My preferred method is the "whip" - a collective pot where each participant throws in an agreed amount, say, a tenner. This is, in my opinion, the fairest system and, at its best, leaves it in the custody of the landlord until they've spent it.
So why am I so aggrieved by the "round" system? Well two incidents. Firstly I am committed to a meeting one evening twice a week for the next month in a nearby village. It finishes at around ten after which we adjourn to the pub. I can only have one beer because I'm driving. We arrive there but, intriguingly, my colleagues all find something to do involving the boot of their car.

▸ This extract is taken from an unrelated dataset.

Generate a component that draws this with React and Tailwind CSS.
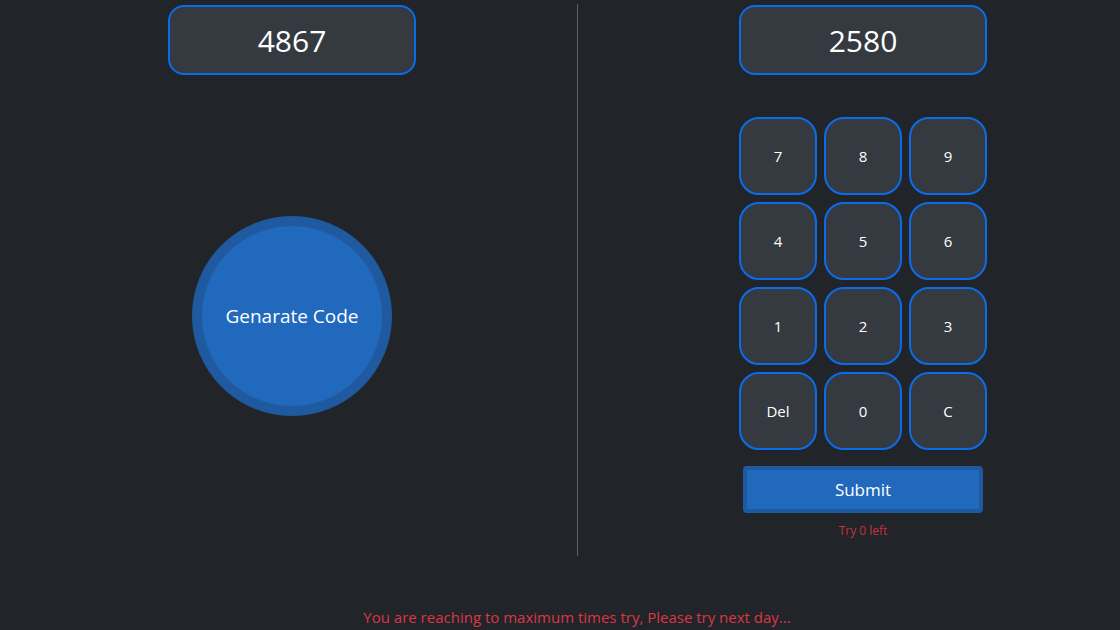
import React, { useState } from "react";

const keys = ["7", "8", "9", "4", "5", "6", "1", "2", "3", "Del", "0", "C"];

function Display({ value }) {
  return (
    <div className="w-[248px] h-[70px] rounded-[16px] border-2 border-[#0b6ceb] bg-[#343a40] flex items-center justify-center text-white text-[30px]">
      {value}
    </div>
  );
}

export default function App() {
  const [code] = useState("4867");
  const [input] = useState("2580");

  return (
    <div
      className="w-[1120px] h-[630px] bg-[#212529] flex flex-col overflow-hidden"
      style={{ fontFamily: '"Open Sans", "Noto Sans", sans-serif' }}
    >
      <div className="flex mt-[4px] h-[552px]">
        {/* left side */}
        <div className="w-[577px] pl-[7px] flex flex-col items-center pt-px">
          <Display value={code} />
          <button className="mt-[141px] w-[200px] h-[200px] rounded-full border-[10px] border-[#1f5aa0] bg-[#2169bd] text-white text-[19px]">
            Genarate Code
          </button>
        </div>

        <div className="w-px bg-[#5c6167]" />

        {/* right side */}
        <div className="flex-1 pl-[28px] flex flex-col items-center pt-px">
          <Display value={input} />
          <div className="mt-[42px] grid grid-cols-[repeat(3,78px)] gap-[7px]">
            {keys.map((k) => (
              <button
                key={k}
                className="h-[78px] rounded-[20px] border-2 border-[#0b6ceb] bg-[#343a40] text-white text-[15px]"
              >
                {k}
              </button>
            ))}
          </div>
          <button className="mt-[16px] w-[240px] h-[47px] rounded-[4px] border-4 border-[#1f5aa0] bg-[#2169bd] text-white text-[17px]">
            Submit
          </button>
          <p className="mt-[9px] text-[12px] text-[#c8323f]">Try 0 left</p>
        </div>
      </div>

      <p className="mt-[50px] pl-[34px] text-center text-[15px] text-[#dc3545]">
        You are reaching to maximum times try, Please try next day...
      </p>
    </div>
  );
}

Each time I find myself at the bar first. I spend the best part of twenty quid on a round but, as I have to drive and want to have a beer at home, I'm buying a round with absolutely no prospect of getting it returned. None of the others seemed capable of putting their hands in their pockets. Well I'm sorry but that makes no sense. I now go straight home. The group, and the landlord, lose from this.
The second incident happened last week. I visited a pub where another licensee demanded, as I entered, that I buy them a drink. The etiquette on this is unclear. My belief is that when a friend arrives you, being there already, would buy them a drink. But that night I was badgered into buying a round for a group of people who were unlikely to buy one back and, to top it all, to be harangued by one licensee who explained to me why she had voted for the BNP. And I had bought her a drink.
Buying a round can be, in my opinion, fine for groups of people when it works. When it doesn't it is a hideous process that can drive people from pubs. Thats why I'm currently avoiding two; and it isn't the landlord's fault.